Между ними разыгрывается сложная драма. Сначала Челкаш презрительно швыряет Гавриле деньги, «дрожа от возбуждения, острой жалости и ненависти к этому жадному рабу»:
«На! Жри… Сам я хотел тебе больше дать. Разжалобился вчера я, вспомнил деревню… Подумал: дай помогу парню. Ждал я, что ты сделаешь, попросишь – нет? А ты… Эх, войлок! Нищий!.. Разве из-за денег можно так истязать себя?»
Но потом, когда Гаврила в радостном возбуждении сознаётся, что, увидев деньги, готов был на убийство:
«Ведь я что думал? Едем мы сюда… думаю… хвачу я его – тебя – веслом… рраз!.. денежки – себе, его – в море…»,
Челкаш, придя в ярость, отнимает деньги обратно. И тут Гаврила приводит свой замысел в исполнение. Лишь только Челкаш, отвернувшись, «пошёл прочь по направлению к городу», молодой крестьянский парень бросает в него камнем…
Все завершается относительно благополучно. Челкаш остаётся жив, и Гаврила в ужасе от содеянного просит его о прощении, и снова благородный Челкаш, отделив себе сотню, отдаёт Гавриле деньги. (М. Горький. Челкаш. См. примеч. 57.)
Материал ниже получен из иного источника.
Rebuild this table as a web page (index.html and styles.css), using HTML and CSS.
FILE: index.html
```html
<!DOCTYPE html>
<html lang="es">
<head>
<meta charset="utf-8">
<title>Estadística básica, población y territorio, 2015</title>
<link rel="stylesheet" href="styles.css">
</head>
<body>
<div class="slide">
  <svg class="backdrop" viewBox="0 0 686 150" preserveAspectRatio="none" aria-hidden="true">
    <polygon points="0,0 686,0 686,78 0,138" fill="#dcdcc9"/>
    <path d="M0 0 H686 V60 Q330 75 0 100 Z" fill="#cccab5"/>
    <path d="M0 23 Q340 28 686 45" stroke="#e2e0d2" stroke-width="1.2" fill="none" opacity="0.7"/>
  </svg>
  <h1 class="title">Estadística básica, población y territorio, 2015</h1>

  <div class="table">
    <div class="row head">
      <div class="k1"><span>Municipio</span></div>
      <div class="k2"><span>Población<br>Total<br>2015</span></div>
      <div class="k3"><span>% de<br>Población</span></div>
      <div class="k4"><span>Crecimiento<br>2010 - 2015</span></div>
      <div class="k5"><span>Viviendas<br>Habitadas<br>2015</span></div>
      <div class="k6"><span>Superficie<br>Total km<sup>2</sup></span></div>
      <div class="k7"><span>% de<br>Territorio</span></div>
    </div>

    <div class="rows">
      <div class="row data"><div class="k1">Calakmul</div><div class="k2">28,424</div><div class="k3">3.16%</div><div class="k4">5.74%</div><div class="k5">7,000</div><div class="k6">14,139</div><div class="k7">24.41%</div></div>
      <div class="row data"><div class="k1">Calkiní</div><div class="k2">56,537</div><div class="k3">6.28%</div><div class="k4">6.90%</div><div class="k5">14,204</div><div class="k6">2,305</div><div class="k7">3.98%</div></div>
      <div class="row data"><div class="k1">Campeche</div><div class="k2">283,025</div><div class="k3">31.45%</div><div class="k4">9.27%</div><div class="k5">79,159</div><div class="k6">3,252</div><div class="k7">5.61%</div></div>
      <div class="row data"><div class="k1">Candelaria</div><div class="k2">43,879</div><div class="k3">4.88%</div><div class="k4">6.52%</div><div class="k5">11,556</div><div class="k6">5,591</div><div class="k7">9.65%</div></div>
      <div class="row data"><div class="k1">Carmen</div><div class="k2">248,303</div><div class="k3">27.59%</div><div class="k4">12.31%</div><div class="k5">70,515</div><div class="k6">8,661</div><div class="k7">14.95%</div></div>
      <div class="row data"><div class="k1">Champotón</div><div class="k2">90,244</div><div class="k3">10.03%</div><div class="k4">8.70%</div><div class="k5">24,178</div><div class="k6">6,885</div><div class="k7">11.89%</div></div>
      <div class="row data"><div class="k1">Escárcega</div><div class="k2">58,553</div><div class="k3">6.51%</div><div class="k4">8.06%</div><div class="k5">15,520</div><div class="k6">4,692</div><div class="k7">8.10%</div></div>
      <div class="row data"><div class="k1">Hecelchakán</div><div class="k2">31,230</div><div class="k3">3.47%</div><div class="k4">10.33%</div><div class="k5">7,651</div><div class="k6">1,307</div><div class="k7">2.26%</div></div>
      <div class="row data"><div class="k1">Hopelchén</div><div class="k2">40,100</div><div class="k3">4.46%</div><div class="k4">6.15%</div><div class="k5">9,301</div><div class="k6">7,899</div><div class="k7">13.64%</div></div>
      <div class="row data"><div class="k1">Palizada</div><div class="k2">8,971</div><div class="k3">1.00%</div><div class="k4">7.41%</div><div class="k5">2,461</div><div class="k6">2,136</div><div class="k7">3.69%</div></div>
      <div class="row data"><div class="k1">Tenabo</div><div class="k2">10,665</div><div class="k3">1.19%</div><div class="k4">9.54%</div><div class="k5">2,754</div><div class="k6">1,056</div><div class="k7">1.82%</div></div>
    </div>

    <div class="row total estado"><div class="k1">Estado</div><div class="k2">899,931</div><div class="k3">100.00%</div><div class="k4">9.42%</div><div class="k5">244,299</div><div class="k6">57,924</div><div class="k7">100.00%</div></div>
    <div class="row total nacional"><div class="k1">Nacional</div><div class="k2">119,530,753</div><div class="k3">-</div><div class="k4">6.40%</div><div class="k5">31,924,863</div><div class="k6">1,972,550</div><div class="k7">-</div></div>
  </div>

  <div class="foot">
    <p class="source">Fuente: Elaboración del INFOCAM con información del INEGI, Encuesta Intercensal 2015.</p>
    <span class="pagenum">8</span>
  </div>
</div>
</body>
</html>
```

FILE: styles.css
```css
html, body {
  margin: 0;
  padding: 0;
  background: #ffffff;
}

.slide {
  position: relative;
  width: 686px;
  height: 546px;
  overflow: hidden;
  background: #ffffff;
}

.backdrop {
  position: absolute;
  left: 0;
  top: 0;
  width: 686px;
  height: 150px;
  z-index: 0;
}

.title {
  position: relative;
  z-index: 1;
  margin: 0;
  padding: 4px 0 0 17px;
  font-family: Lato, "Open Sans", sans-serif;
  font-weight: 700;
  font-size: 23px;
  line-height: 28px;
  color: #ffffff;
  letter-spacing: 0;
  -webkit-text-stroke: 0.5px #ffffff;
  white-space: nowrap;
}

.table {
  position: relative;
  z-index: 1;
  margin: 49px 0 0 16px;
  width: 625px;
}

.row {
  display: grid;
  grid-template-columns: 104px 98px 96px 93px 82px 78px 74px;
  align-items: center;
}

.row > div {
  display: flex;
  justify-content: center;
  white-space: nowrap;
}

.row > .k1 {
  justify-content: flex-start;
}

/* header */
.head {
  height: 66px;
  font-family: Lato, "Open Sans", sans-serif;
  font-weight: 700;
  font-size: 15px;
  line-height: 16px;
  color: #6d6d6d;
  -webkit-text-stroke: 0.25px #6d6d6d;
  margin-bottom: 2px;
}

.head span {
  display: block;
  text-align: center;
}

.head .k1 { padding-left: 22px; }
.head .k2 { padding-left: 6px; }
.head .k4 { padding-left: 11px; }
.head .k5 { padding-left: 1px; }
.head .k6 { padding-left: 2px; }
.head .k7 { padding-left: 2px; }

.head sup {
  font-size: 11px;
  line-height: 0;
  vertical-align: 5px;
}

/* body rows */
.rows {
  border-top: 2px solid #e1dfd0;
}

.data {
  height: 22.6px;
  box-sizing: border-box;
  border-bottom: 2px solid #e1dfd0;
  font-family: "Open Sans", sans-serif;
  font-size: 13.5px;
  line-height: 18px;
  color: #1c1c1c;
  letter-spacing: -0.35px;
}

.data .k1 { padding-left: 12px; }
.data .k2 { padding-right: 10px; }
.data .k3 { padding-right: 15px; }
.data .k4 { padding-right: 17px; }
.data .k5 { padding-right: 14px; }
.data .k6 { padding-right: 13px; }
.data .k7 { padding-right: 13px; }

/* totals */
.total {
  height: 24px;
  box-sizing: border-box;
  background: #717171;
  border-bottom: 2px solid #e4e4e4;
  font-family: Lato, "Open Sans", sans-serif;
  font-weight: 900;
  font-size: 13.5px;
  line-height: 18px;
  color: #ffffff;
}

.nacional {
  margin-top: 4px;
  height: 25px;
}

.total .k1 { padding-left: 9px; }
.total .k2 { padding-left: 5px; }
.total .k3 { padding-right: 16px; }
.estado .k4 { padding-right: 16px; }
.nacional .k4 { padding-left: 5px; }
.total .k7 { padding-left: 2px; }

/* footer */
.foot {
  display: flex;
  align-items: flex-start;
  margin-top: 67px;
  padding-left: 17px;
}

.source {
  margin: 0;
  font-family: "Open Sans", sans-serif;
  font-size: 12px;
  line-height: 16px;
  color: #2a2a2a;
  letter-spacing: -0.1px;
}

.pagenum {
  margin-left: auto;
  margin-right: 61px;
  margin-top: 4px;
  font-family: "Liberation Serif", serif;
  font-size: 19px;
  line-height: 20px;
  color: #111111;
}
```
Осмыслившему всё это читателю я скажу вот что. Лично я могу себе представить крестьянина смелым и щедрым, а вора трусливым и жадным. А вот автору, похоже, и в голову никогда не приходило, что эти два персонажа могут быть в жизни и такими. В представлении Горького блатной всегда рыцарски благороден, бескорыстен, смел, одним словом – без пяти минут революционер. Ну, а крестьянин… Что о нём говорить? Холоп – он и есть холоп. Справедливости ради надо сказать, что горьковские представления о крестьянстве возникли не на пустом месте, народную жизнь он знал хорошо. Но всё же мир стоит на тех, кто больше похож на Гаврилу, а не на Челкаша. Именно такие крестьянские парни, как Гаврила, позже умирали за тачкой на строительстве Беломорканала.
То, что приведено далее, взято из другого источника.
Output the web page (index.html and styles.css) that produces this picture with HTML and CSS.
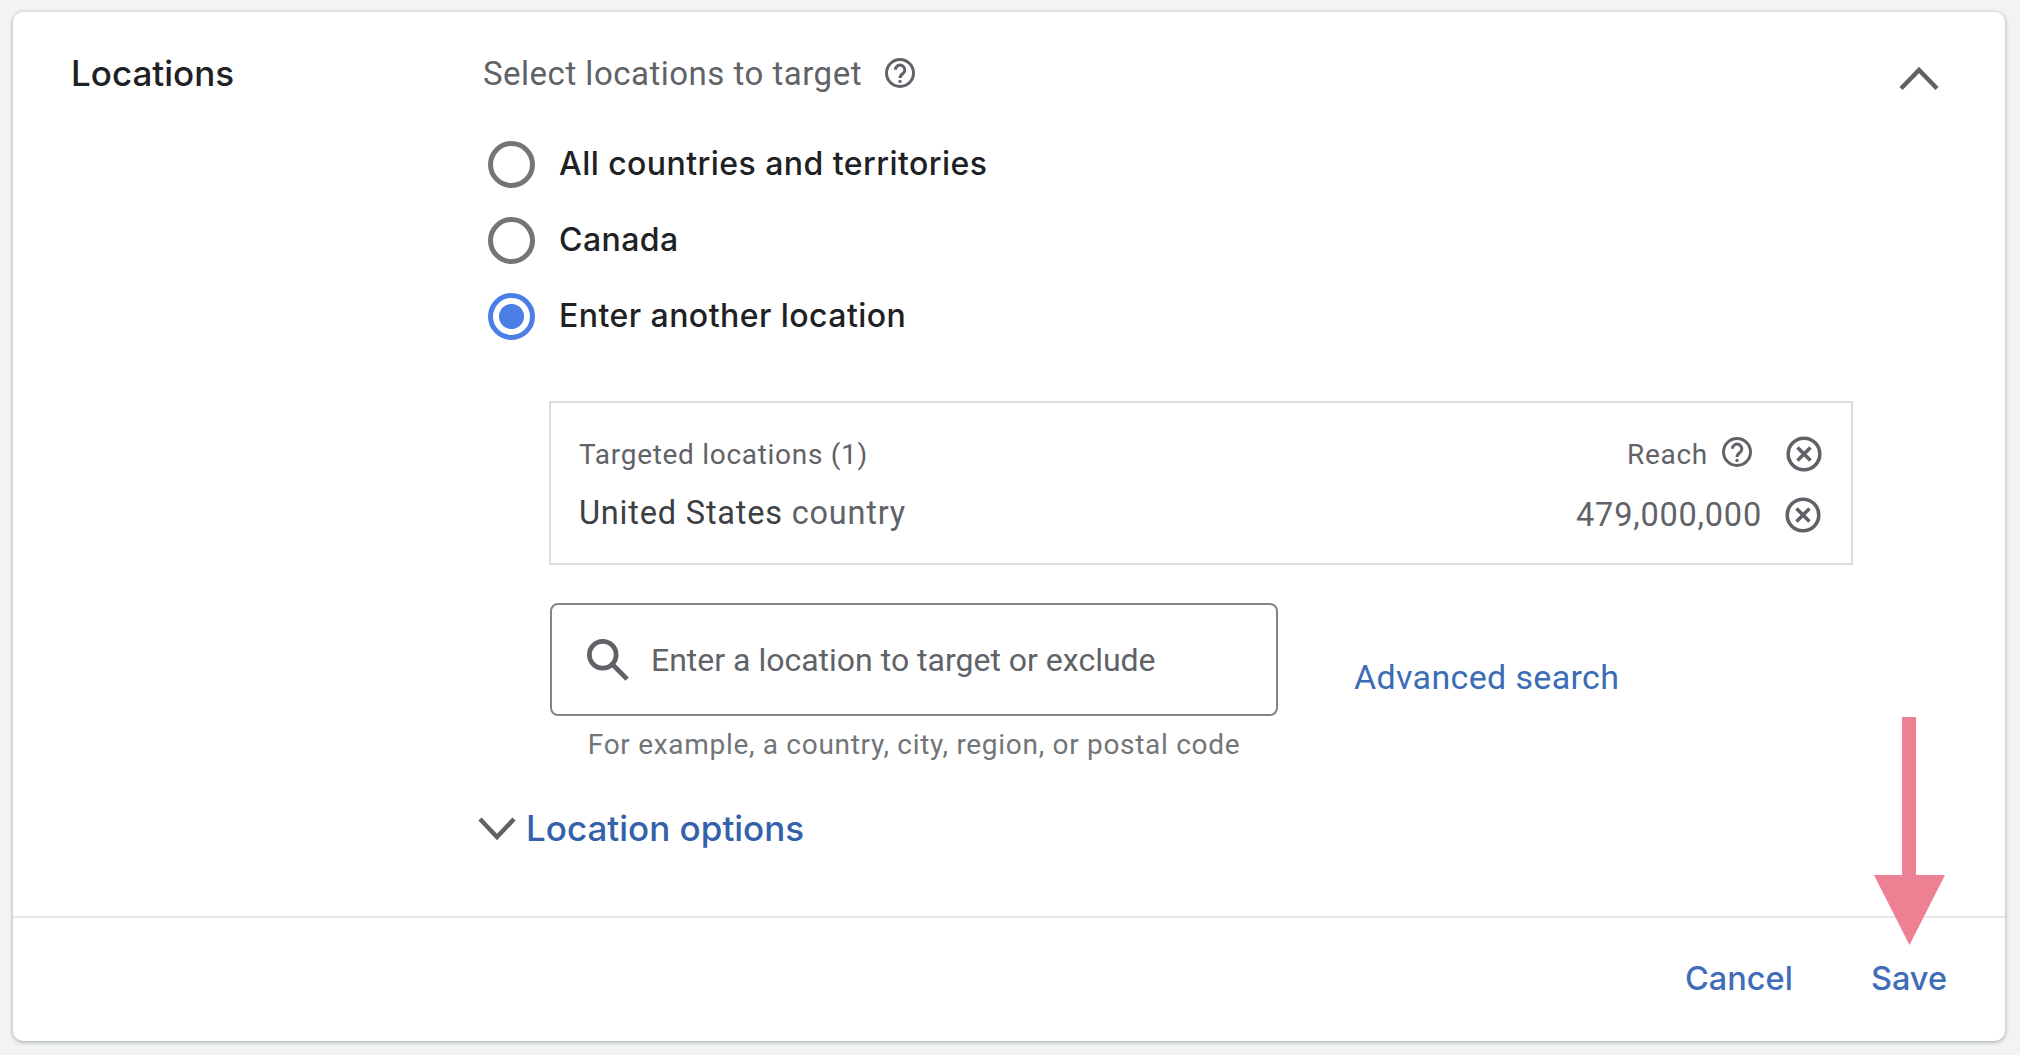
FILE: index.html
```html
<!DOCTYPE html>
<html lang="en">
<head>
<meta charset="utf-8">
<title>Locations</title>
<link rel="stylesheet" href="styles.css">
</head>
<body>
<section class="card">
  <div class="main">
    <h2 class="title">Locations</h2>
    <div class="content">
      <div class="prompt">
        <span>Select locations to target</span>
        <svg class="help" viewBox="0 0 32 32"><circle cx="16" cy="16" r="13.5"/><path d="M11.4 12.8a4.7 4.7 0 1 1 7.6 3.7c-1.9 1.4-3 2.2-3 4.5"/><circle class="dot" cx="16" cy="24.4" r="1.7"/></svg>
      </div>
      <div class="radios">
        <label class="radio"><span class="ring"></span>All countries and territories</label>
        <label class="radio"><span class="ring"></span>Canada</label>
        <label class="radio"><span class="ring on"></span>Enter another location</label>
      </div>
      <div class="panel">
        <div class="row head">
          <span class="grow">Targeted locations (1)</span>
          <span>Reach</span>
          <svg class="help small" viewBox="0 0 32 32"><circle cx="16" cy="16" r="13.5"/><path d="M11.4 12.8a4.7 4.7 0 1 1 7.6 3.7c-1.9 1.4-3 2.2-3 4.5"/><circle class="dot" cx="16" cy="24.4" r="1.7"/></svg>
          <svg class="close" viewBox="0 0 36 36"><circle cx="18" cy="18" r="15.8"/><path d="M11.5 11.5l13 13M24.500 11.500l-13 13"/></svg>
        </div>
        <div class="row item">
          <span class="grow"><span class="place">United States</span> country</span>
          <span class="num">479,000,000</span>
          <svg class="close" viewBox="0 0 36 36"><circle cx="18" cy="18" r="15.8"/><path d="M11.5 11.5l13 13M24.500 11.500l-13 13"/></svg>
        </div>
      </div>
      <div class="search-row">
        <div class="search-col">
          <div class="search">
            <svg class="lens" viewBox="0 0 44 44"><circle cx="16.500" cy="16.500" r="14"/><path d="M26.500 26.500L42 42"/></svg>
            <span>Enter a location to target or exclude</span>
          </div>
          <p class="hint">For example, a country, city, region, or postal code</p>
        </div>
        <a class="link advanced">Advanced search</a>
      </div>
      <div class="options">
        <svg class="chev-down" viewBox="0 0 38 24"><path d="M2 3l17 18L36 3"/></svg>
        <a class="link strong">Location options</a>
      </div>
    </div>
    <svg class="chev-up" viewBox="0 0 40 24"><path d="M2 21.500L20 3l18 18.500"/></svg>
  </div>
  <footer class="actions">
    <a class="action">Cancel</a>
    <a class="action">Save</a>
  </footer>
  <svg class="arrow" viewBox="0 0 71 228"><path d="M28 0h14v158h29l-35.500 70L0 158h28z"/></svg>
</section>
</body>
</html>
```
FILE: styles.css
```css
* { box-sizing: border-box; }
html, body { height: 100%; }
body {
  margin: 0;
  padding: 12px 15px 14px 13px;
  background: #f1f3f4;
  font-family: Roboto, "Liberation Sans", sans-serif;
  overflow: hidden;
}
.card {
  position: relative;
  height: 100%;
  display: flex;
  flex-direction: column;
  background: #fff;
  border-radius: 10px;
  box-shadow: 0 1px 4px rgba(60, 64, 67, .45);
}
.main {
  flex: 1;
  display: flex;
  align-items: flex-start;
  padding: 0 0 0 58px;
}
.title {
  width: 412px;
  margin: 40px 0 0;
  font: 500 35px/42px Inter, Roboto, sans-serif;
  color: #202124;
}
.content { width: 1369px; }
.prompt {
  display: flex;
  align-items: center;
  gap: 22px;
  height: 42px;
  margin-top: 40px;
  font-size: 33px;
  letter-spacing: .5px;
  color: #5f6368;
}
.help { width: 32px; height: 32px; flex: none; }
.help circle, .help path {
  fill: none;
  stroke: #5f6368;
  stroke-width: 3;
}
.help .dot { fill: #5f6368; stroke: none; }
.radios {
  display: flex;
  flex-direction: column;
  gap: 29px;
  margin: 46px 0 0 5px;
}
.radio {
  display: flex;
  align-items: center;
  gap: 24px;
  height: 47px;
  font-family: Inter, Roboto, sans-serif;
  font-size: 32px;
  letter-spacing: .45px;
  font-weight: 500;
  color: #202124;
}
.ring {
  width: 47px;
  height: 47px;
  margin-top: 1px;
  border: 5px solid #757575;
  border-radius: 50%;
  flex: none;
}
.ring.on {
  border-color: #4c7fe6;
  background: radial-gradient(circle, #4c7fe6 0 12px, #fff 13px);
}
.panel {
  width: 1304px;
  height: 164px;
  margin: 62px 0 0 66px;
  padding: 28px 29px 0 28px;
  border: 2px solid #dadce0;
  color: #5f6368;
}
.row { display: flex; align-items: center; }
.grow { flex: 1; }
.head { height: 46px; font-size: 28px; letter-spacing: .7px; }
.item { height: 58px; margin-top: 7px; padding-right: 1px; font-size: 32.500px; letter-spacing: .8px; }
.place { color: #3c4043; }
.num { margin-top: 4px; }
.head .help.small { margin: -4px 33px 0 13px; }
.close { width: 36px; height: 36px; flex: none; margin-left: 23px; }
.item .close { margin-top: 4px; }
.head .close { margin-left: 0; }
.close circle, .close path { fill: none; stroke: #5f6368; stroke-width: 3.600; }
.search-row {
  display: flex;
  align-items: flex-start;
  margin: 38px 0 0 67px;
}
.search-col { width: 728px; }
.search {
  display: flex;
  align-items: center;
  gap: 22px;
  height: 113px;
  padding-left: 35px;
  border: 2px solid #80868b;
  border-radius: 8px;
  font-size: 32px;
  color: #5f6368;
}
.lens { width: 42px; height: 42px; flex: none; }
.lens circle, .lens path { fill: none; stroke: #5f6368; stroke-width: 5; }
.hint {
  margin: 12px 0 0;
  text-align: center;
  font-size: 28px;
  letter-spacing: .7px;
  line-height: 34px;
  color: #70757a;
}
.link { color: #3b6cb5; font-size: 34px; letter-spacing: .35px; }
.advanced { margin: 53px 0 0 76px; line-height: 42px; }
.options {
  display: flex;
  align-items: center;
  gap: 10px;
  margin: 45px 0 0 -5px;
  height: 42px;
}
.strong { font-family: Inter, Roboto, sans-serif; font-weight: 500; color: #3362ab; font-size: 35px; letter-spacing: 0; }
.chev-down { width: 38px; height: 24px; flex: none; }
.chev-down path, .chev-up path { fill: none; stroke: #5f6368; stroke-width: 4.500; }
.chev-up { width: 40px; height: 24px; flex: none; margin-top: 55px; margin-left: 47px; }
.actions {
  display: flex;
  justify-content: flex-end;
  align-items: center;
  gap: 78px;
  height: 125px;
  padding: 0 58px 2px 0;
  border-top: 2px solid #e3e5e8;
}
.action { font-family: Inter, Roboto, sans-serif; font-size: 32.500px; font-weight: 500; color: #3f6db8; }
.arrow {
  position: absolute;
  left: 1861px;
  top: 705px;
  width: 71px;
  height: 228px;
  fill: #ee8093;
}
```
Искусство соцреализма и социалистическая юстиция создают теорию «перековки», исправления блатных с помощью труда, политического просвещения и культурного воспитания. Ведь нужно, кажется, совсем немного, чтобы ворьё, по природе своей смелое и благородное, ненавидящее частную собственность, в общем, ближайший союзник самого передового класса – пролетариата – перевоспиталось и включилось в процесс строительства социализма. С тех пор перековавшийся блатной – любимый герой советской литературы. На представлении о лёгкой исправимости «социально близких» было основано и их привилегированное положение в тюрьмах и лагерях. Сидевшие же по 58-й статье были, по сути дела, отданы ворам на ограбление и расправу. Лагерное начальство повсеместно закрывало глаза на разнузданное поведение своих любимцев.
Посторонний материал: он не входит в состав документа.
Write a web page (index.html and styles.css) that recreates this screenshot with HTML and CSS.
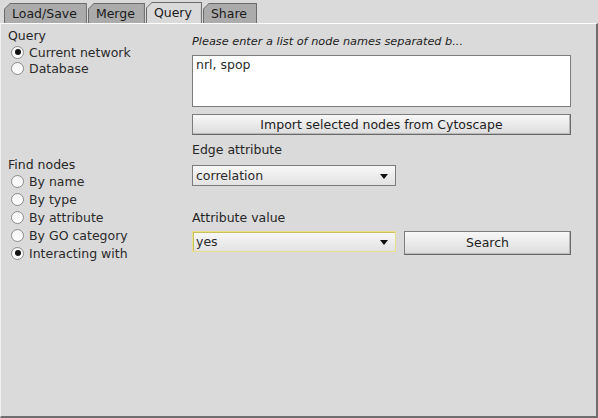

Разумеется, «перековка» и исправление – это всё в теории. На практике повсеместно проявлялся идиотизм теории «перековки», бессмысленность ставки на сознательность и бескорыстие ворья. Притом, что весь Архипелаг, как уже упоминалось, не блистал сознательностью и трудовой доблестью, наиболее халтурно трудились именно блатные «социально близкие». И именно им это почти всегда сходило с рук («политическим» могли и повторно вредительство пришить). Вот типичная картинка того времени: на том же Беломорканале «нерадивые работяги засыпают ряжи вместо камней и земли – льдом! А весной это потает, и вода прорвёт! Новые лозунги воспитателей: «Туфта – опаснейшее орудие контрреволюции» (а тухтят блатные больше всех: уж лёд засыпать в ряжи – узнаю, это их затея!). Ещё лозунг: «туфтач – классовый враг!» – и поручается ворам идти разоблачать тухту, контролировать сдачу каэровских (т. е. составленных из КР, «контрреволюционеров», ссыльных крестьян и сидящих по 58-й статье – С. Ю.) бригад! (Лучший способ приписать выработку каэров – себе.)» (А. Солженицын. Архипелаг ГУЛАГ. См. примеч. 58.)